This book is widely regarded as a masterpiece of human literature, even by non-believers, and yet this high regard is not always accompanied by a high level of understanding. This is a very great book, and like many great things, our natural tendency is to get it down to a more understandable level, where we can piously misunderstand it. But one of the reasons this book shines so brightly is that there is no varnish on it. Job was an important figure. Consider Noah, Daniel and Job—two of the greatest men of righteousness in the Old Testament were not Jews (Ez. 14:14, 20).
“For I know that my redeemer liveth, And that he shall stand at the latter day upon the earth: And though after my skin worms destroy this body, Yet in my flesh shall I see God: Whom I shall see for myself, And mine eyes shall behold, and not another; Though my reins be consumed within me” (Job 19:25–27).
Summary of the Text
We do not know who wrote this book, and some scholars have taken our lack of information as a generous invitation to wild speculation. That said, my own view is that the beginnings of this book are found in distant antiquity, and that it took its place in the Wisdom literature around the time of Solomon—with the possibility that Solomon was the author. I believe the events that are the kernel of the poem were historical. Job is not an Israelite, but rather an Edomite, as will be discussed later. No explicit reference to the history of Israel is found in the book.
The book of Job is filled with unanswered questions, and things that human beings simply cannot know. But Job knows at least one thing, and it is stated here in our text—in the midst of his suffering, and in the midst of his wrongful complaint against God, we have this remarkable testimony of faith. This shining testimony sits in the midst of his complaints the same way the godly Job himself sat on the ash heap. Job knows that His redeemer lives, and that his redeemer is going to stand upon the earth at the latter day. Job also affirms his belief in the resurrection of the dead—after his body is destroyed by worms, Job affirms that in his body he is going to see God. Where did that come from?
The Structure of the Book
The first part of the book is the prologue in Heaven, where Satan challenges God with regard to Job’s motives. The result of this is a series of calamities that befall Job. The center of the book is made up of a series of debates that Job has with his three friends, cycling through three times. Then Elihu, a comparatively young man, enters the debate with his rebuke. After this God speaks to Job from the whirlwind, Job repents before God, and his prosperity is restored.
The Actual Situation
The land of Uz is likely part of Edom (Lam. 4:21), to the east of Israel. Eliphaz was a Temanite, and Teman was one of the great chieftains of Edom (Gen. 36:15). Bildad is a descendant of Abraham through Keturah (Gen. 25:2), and they all settled to the east, where Edom was. Zophar lived in the same general area as the other two. Elihu is identified as a Buzite, and Buz was the nephew of Uz.

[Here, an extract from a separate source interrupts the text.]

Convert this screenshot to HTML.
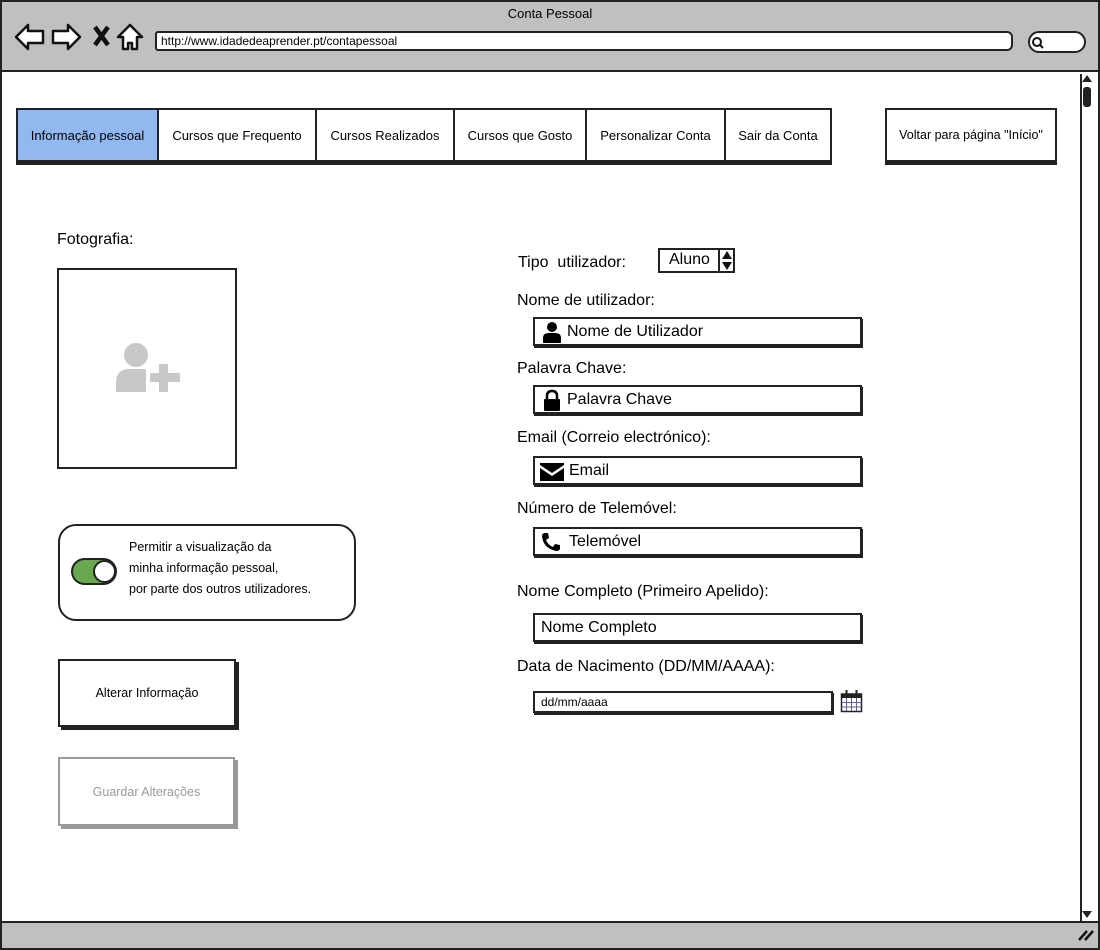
<!DOCTYPE html>
<html><head><meta charset="utf-8"><style>
*{box-sizing:border-box;margin:0;padding:0}
body{width:1100px;height:950px;position:relative;background:#fff;font-family:"Liberation Sans",sans-serif;color:#000;overflow:hidden}
.a{position:absolute}
.frame{left:0;top:0;width:1100px;height:950px;border:2px solid #222;background:#fff}
.top{left:2px;top:2px;width:1096px;height:70px;background:#c0c0c0;border-bottom:2px solid #222}
.bot{left:2px;top:921px;width:1096px;height:27px;background:#c0c0c0;border-top:2px solid #222}
.tab{top:108px;height:54px;border:2px solid #222;border-left:none;font-size:13px;display:flex;align-items:center;justify-content:center;background:#fff;box-shadow:0 3px 0 #222}
.lbl{font-size:16px;left:517px}
.inp{left:533px;width:329px;height:29px;border:2px solid #222;box-shadow:1px 2px 0 #222;font-size:16px;display:flex;align-items:center;padding-left:6px;gap:4px}
</style></head><body>
<div class="a frame"></div>
<div class="a top"></div>
<div class="a" style="left:0;width:1100px;top:6px;text-align:center;font-size:13px">Conta Pessoal</div>
<svg class="a" style="left:14px;top:22px" width="132" height="30" viewBox="0 0 132 30" fill="#fff" stroke="#111" stroke-width="2.5" stroke-linejoin="round">
<path d="M2 15 L14 3 V9 H29 V21 H14 V27 Z"/>
<path d="M66 15 L54 3 V9 H39 V21 H54 V27 Z"/>
<path d="M81 5 L94 23 M94 5 L81 23" stroke-width="4.5"/>
<path d="M104 15 L116 3 L128 15 H123 V27 H118 V21 H114 V27 H109 V15 Z"/>
</svg>
<div class="a" style="left:155px;top:31px;width:858px;height:20px;background:#fff;border:2px solid #222;border-radius:3px 6px 6px 3px;font-size:12px;padding-left:4px;line-height:16px">http://www.idadedeaprender.pt/contapessoal</div>
<div class="a" style="left:1028px;top:31px;width:58px;height:22px;background:#fff;border:2px solid #222;border-radius:12px"></div>
<svg class="a" style="left:1031px;top:36px" width="14" height="14"><circle cx="6" cy="6" r="4" fill="none" stroke="#111" stroke-width="2"/><path d="M9 9 L12 12" stroke="#111" stroke-width="2"/></svg>
<div class="a" style="left:1080px;top:74px;width:15px;height:847px;border-left:2px solid #222;background:#fff"></div>
<div class="a" style="left:1083px;top:87px;width:8px;height:20px;background:#222;border-radius:3px"></div>
<div class="a" style="left:1082px;top:75px;width:0;height:0;border:5px solid transparent;border-bottom:7px solid #222;border-top:none"></div>
<div class="a" style="left:1082px;top:911px;width:0;height:0;border:5px solid transparent;border-top:7px solid #222;border-bottom:none"></div>
<div class="a bot"></div>
<svg class="a" style="left:1076px;top:928px" width="20" height="14"><path d="M3 12 L11 3 M9 12 L17 3" stroke="#111" stroke-width="2.5"/></svg>

<div class="a tab" style="left:16px;width:143px;background:#93b8ef;border-left:2px solid #222">Informação pessoal</div>
<div class="a tab" style="left:159px;width:158px">Cursos que Frequento</div>
<div class="a tab" style="left:317px;width:138px">Cursos Realizados</div>
<div class="a tab" style="left:455px;width:132px">Cursos que Gosto</div>
<div class="a tab" style="left:587px;width:139px">Personalizar Conta</div>
<div class="a tab" style="left:726px;width:106px">Sair da Conta</div>
<div class="a tab" style="left:885px;width:172px;border-left:2px solid #222;font-size:12.5px">Voltar para página "Início"</div>

<div class="a" style="left:57px;top:231px;font-size:16px">Fotografia:</div>
<div class="a" style="left:57px;top:268px;width:180px;height:201px;border:2px solid #222"></div>
<svg class="a" style="left:114px;top:342px" width="68" height="52" viewBox="0 0 68 52">
<circle cx="22" cy="13" r="12" fill="#c8c8c8"/><path d="M2 50 V40 Q2 28 14 27 H30 Q38 28 40 32 V50 Z" fill="#c8c8c8"/>
<rect x="32" y="21" width="36" height="31" fill="#fff"/>
<rect x="45" y="22" width="9" height="28" fill="#c8c8c8"/><rect x="36" y="31" width="30" height="9" fill="#c8c8c8"/>
</svg>

<div class="a" style="left:58px;top:524px;width:298px;height:97px;border:2px solid #222;border-radius:18px"></div>
<div class="a" style="left:71px;top:558px;width:46px;height:27px;border:2px solid #222;border-radius:14px;background:#6aa84f"></div>
<div class="a" style="left:93px;top:560px;width:23px;height:23px;border:2px solid #222;border-radius:50%;background:#fff"></div>
<div class="a" style="left:129px;top:537px;font-size:12.5px;line-height:21px">Permitir a visualização da<br>minha informação pessoal,<br>por parte dos outros utilizadores.</div>

<div class="a" style="left:58px;top:659px;width:178px;height:68px;border:2px solid #222;box-shadow:3px 3px 0 #222;font-size:12.5px;display:flex;align-items:center;justify-content:center">Alterar Informação</div>
<div class="a" style="left:58px;top:757px;width:177px;height:69px;border:2px solid #999;box-shadow:3px 3px 0 #999;font-size:12.5px;color:#999;display:flex;align-items:center;justify-content:center">Guardar Alterações</div>

<div class="a lbl" style="top:254px;left:518px">Tipo&nbsp; utilizador:</div>
<div class="a" style="left:658px;top:248px;width:77px;height:25px;border:2px solid #222;font-size:16px;padding-left:9px;line-height:20px">Aluno</div>
<div class="a" style="left:718px;top:248px;width:2px;height:25px;background:#222"></div>
<svg class="a" style="left:721px;top:250px" width="12" height="21"><path d="M6 1 L11 9 H1Z M6 20 L11 12 H1Z" fill="#111"/></svg>

<div class="a lbl" style="top:292px">Nome de utilizador:</div>
<div class="a inp" style="top:317px"><svg width="22" height="22" viewBox="0 0 22 22"><circle cx="11" cy="6" r="5"/><path d="M2 22 V17 Q2 12 8 12 H14 Q20 12 20 17 V22Z"/></svg>Nome de Utilizador</div>
<div class="a lbl" style="top:360px">Palavra Chave:</div>
<div class="a inp" style="top:385px"><svg width="22" height="22" viewBox="0 0 22 22"><path d="M6 10 V7 Q6 2 11 2 Q16 2 16 7 V10" fill="none" stroke="#000" stroke-width="2.5"/><rect x="3" y="10" width="16" height="12" rx="1"/></svg>Palavra Chave</div>
<div class="a lbl" style="top:429px">Email (Correio electrónico):</div>
<div class="a inp" style="top:456px;padding-left:4px"><svg width="26" height="22" viewBox="0 0 26 22"><path d="M1 3 H25 V5 L13 13 L1 5Z M1 8 L13 16 L25 8 V21 H1Z"/></svg>Email</div>
<div class="a lbl" style="top:500px">Número de Telemóvel:</div>
<div class="a inp" style="top:527px;gap:8px"><svg width="20" height="20" viewBox="0 0 20 20"><path d="M3 1 L7 1 L8 6 L5 8 Q7 13 12 15 L14 12 L19 13 L19 17 Q18 19 15 19 Q2 16 1 4 Q1 2 3 1Z"/></svg>Telemóvel</div>
<div class="a lbl" style="top:583px">Nome Completo (Primeiro Apelido):</div>
<div class="a inp" style="top:613px">Nome Completo</div>
<div class="a lbl" style="top:658px">Data de Nacimento (DD/MM/AAAA):</div>
<div class="a inp" style="top:691px;width:300px;height:22px;font-size:12px">dd/mm/aaaa</div>
<svg class="a" style="left:840px;top:689px" width="23" height="24" viewBox="0 0 23 24"><rect x="1.5" y="5" width="20" height="17.5" fill="#fff" stroke="#222" stroke-width="1.5"/><rect x="1.5" y="5" width="20" height="4" fill="#222"/><path d="M6.5 1 V7 M16.5 1 V7" stroke="#222" stroke-width="2"/><path d="M6.5 9 V22 M11.5 9 V22 M16.5 9 V22 M1.5 13.5 H21.5 M1.5 18 H21.5" stroke="#6a5a9a" stroke-width="1"/></svg>
</body></html>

We know from Scripture that Job was an enormously important man, the greatest of the men of the east (Job 1:3). For all intents and purposes, he was the king (Job 19:9). The Septuagint contains an additional paragraph at the end of the book that identifies Job with Jobab (Gen. 36:33-35), the second king of Edom. This means that the well-being of that society was dependent on Job prospering, since he was the head. So picture Job as the leader of that society, now come to disaster, and his three friends as cabinet members, trying to talk him into taking one for the team. This is not an example of three friends as private busybodies. This is politics. The future wellbeing of their whole society was at stake, and Job refuses to admit fault. He refuses to be the scapegoat.
The problem with Job’s counselors is not that they were wrong, but rather that they were rightwoodenly. The Bible does teach that God is not mocked—there is a correlation between what a man sows and what he reaps (Gal. 6:7). That correlation is real, and this is why the wisdom of Proverbs teaches us to look for such correlations. Do you see a lazy man? Look for poverty (Prov. 24:33-343). Do you see a drunkard? Look for hallucinations (Prov. 23:31-35). Do you see a skirt-chaser? Look for death (Prov. 7:27). But don’t look for these things within thirty minutes (Ps. 37:35), and don’t affirm the consequent (John 9:3). Just because it is a fact that sin leads to hard consequences, it does not follow that hard consequences mean that there had to have been sin.
We do live in a world where there is moral cause and effect, but we are cautioned by this book (as by little else) not to be too tidy about it. At the same time, how does the book end? Job has all his prosperity restored.
My Redeemer Lives
This passage is a great creedal statement. Job knows that it is going to be momentous, and wants what he is about to say to be graven on a rock with a pen of iron. This is important, what he is about to say. And given what he was saying earlier in the chapter, it appears to come from the wild blue random.
The word rendered redeemer here is the word for kinsman. Because Job has a kinsman- redeemer who will stand in the latter day upon the earth, Job is confident that he also is going to stand upon the earth. He is going to do so in his body after his body has been destroyed. Although Job is restored in this life by the end of the book, he has no expectation of that here. He is looking forward to something else, something outside, something beyond. This is the hope of the resurrection—and our great Justification has led the way.